Nurture Leads with Email and Social Media

Most leads don’t apply the same day they find you. Some are six months out. Some are comparing lenders. Some are interested but overwhelmed. If your follow-up stops after one call and one email, those leads go cold even though they were never bad leads to begin with.

The better model is continuous and adaptive. Mortgage marketing performs best when it’s built as an always-on, data-driven system rather than a one-off campaign, and the most successful mortgage marketers have moved beyond the “one and done” model and use real-time performance data to fine-tune messaging and targeting in The Financial Brand’s analysis of mortgage marketing change.

What email should actually do

Email works best as a trust channel, not a pressure channel.
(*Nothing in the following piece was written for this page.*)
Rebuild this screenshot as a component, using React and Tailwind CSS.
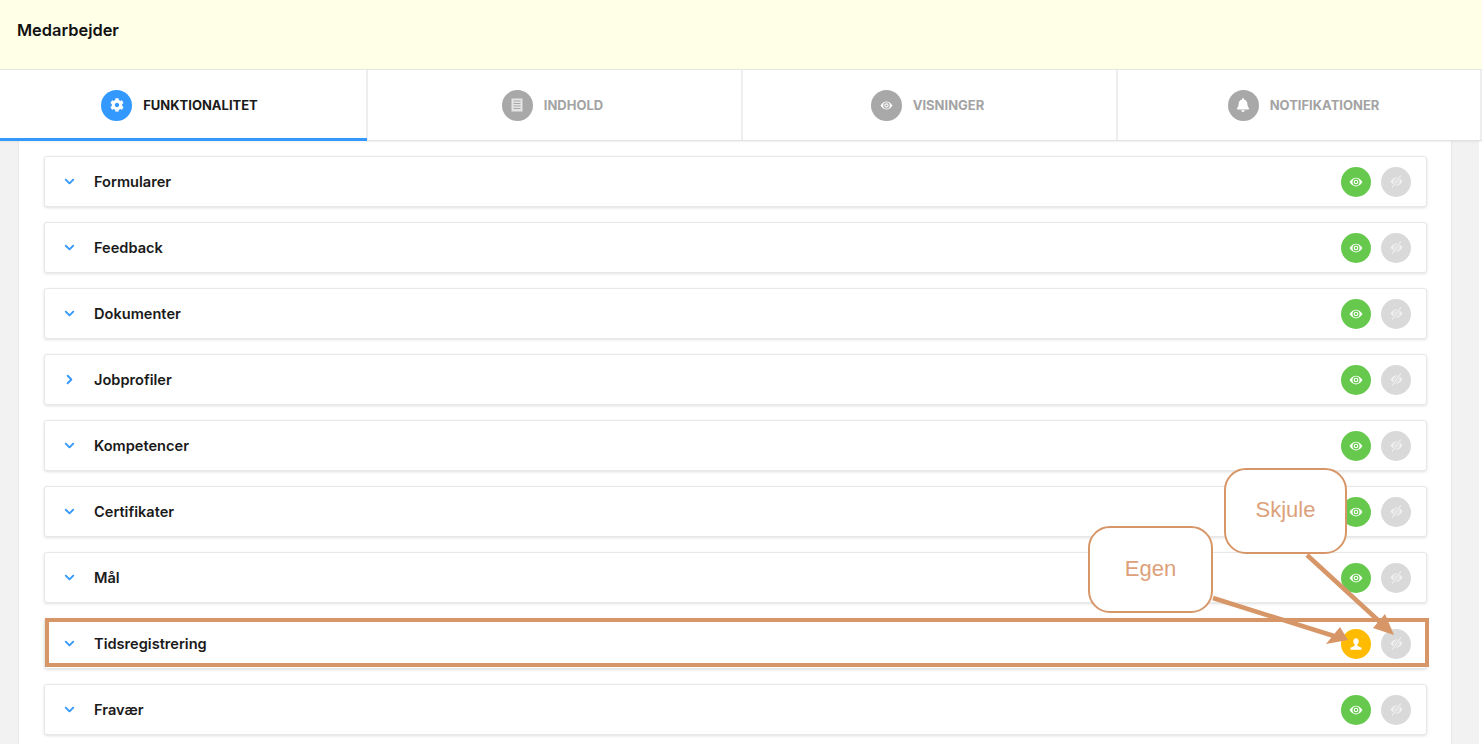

It should answer questions, reduce uncertainty, and keep your name familiar.

Useful email themes include:

  • A weekly market note written in plain English, without pretending to forecast everything
  • A first-time buyer sequence covering documents, timelines, and common mistakes
  • A pre-approval follow-up track for borrowers who stalled after initial contact
  • A post-close check-in sequence that keeps the relationship warm for future business

Write short. Keep the tone human. One topic per email is enough.

Social media as proof of competence

Social media rarely replaces search for in-market borrowers, but it helps borrowers validate you. They look you up, scan your recent posts, and decide whether you seem active, credible, and clear.

That means your content should do three things:

  1. Teach something small
  2. Show that you’re active in the business
  3. Reflect your communication style

A good post might explain what happens after pre-approval, why document requests change during underwriting, or how buyers can compare loan options without getting lost in jargon.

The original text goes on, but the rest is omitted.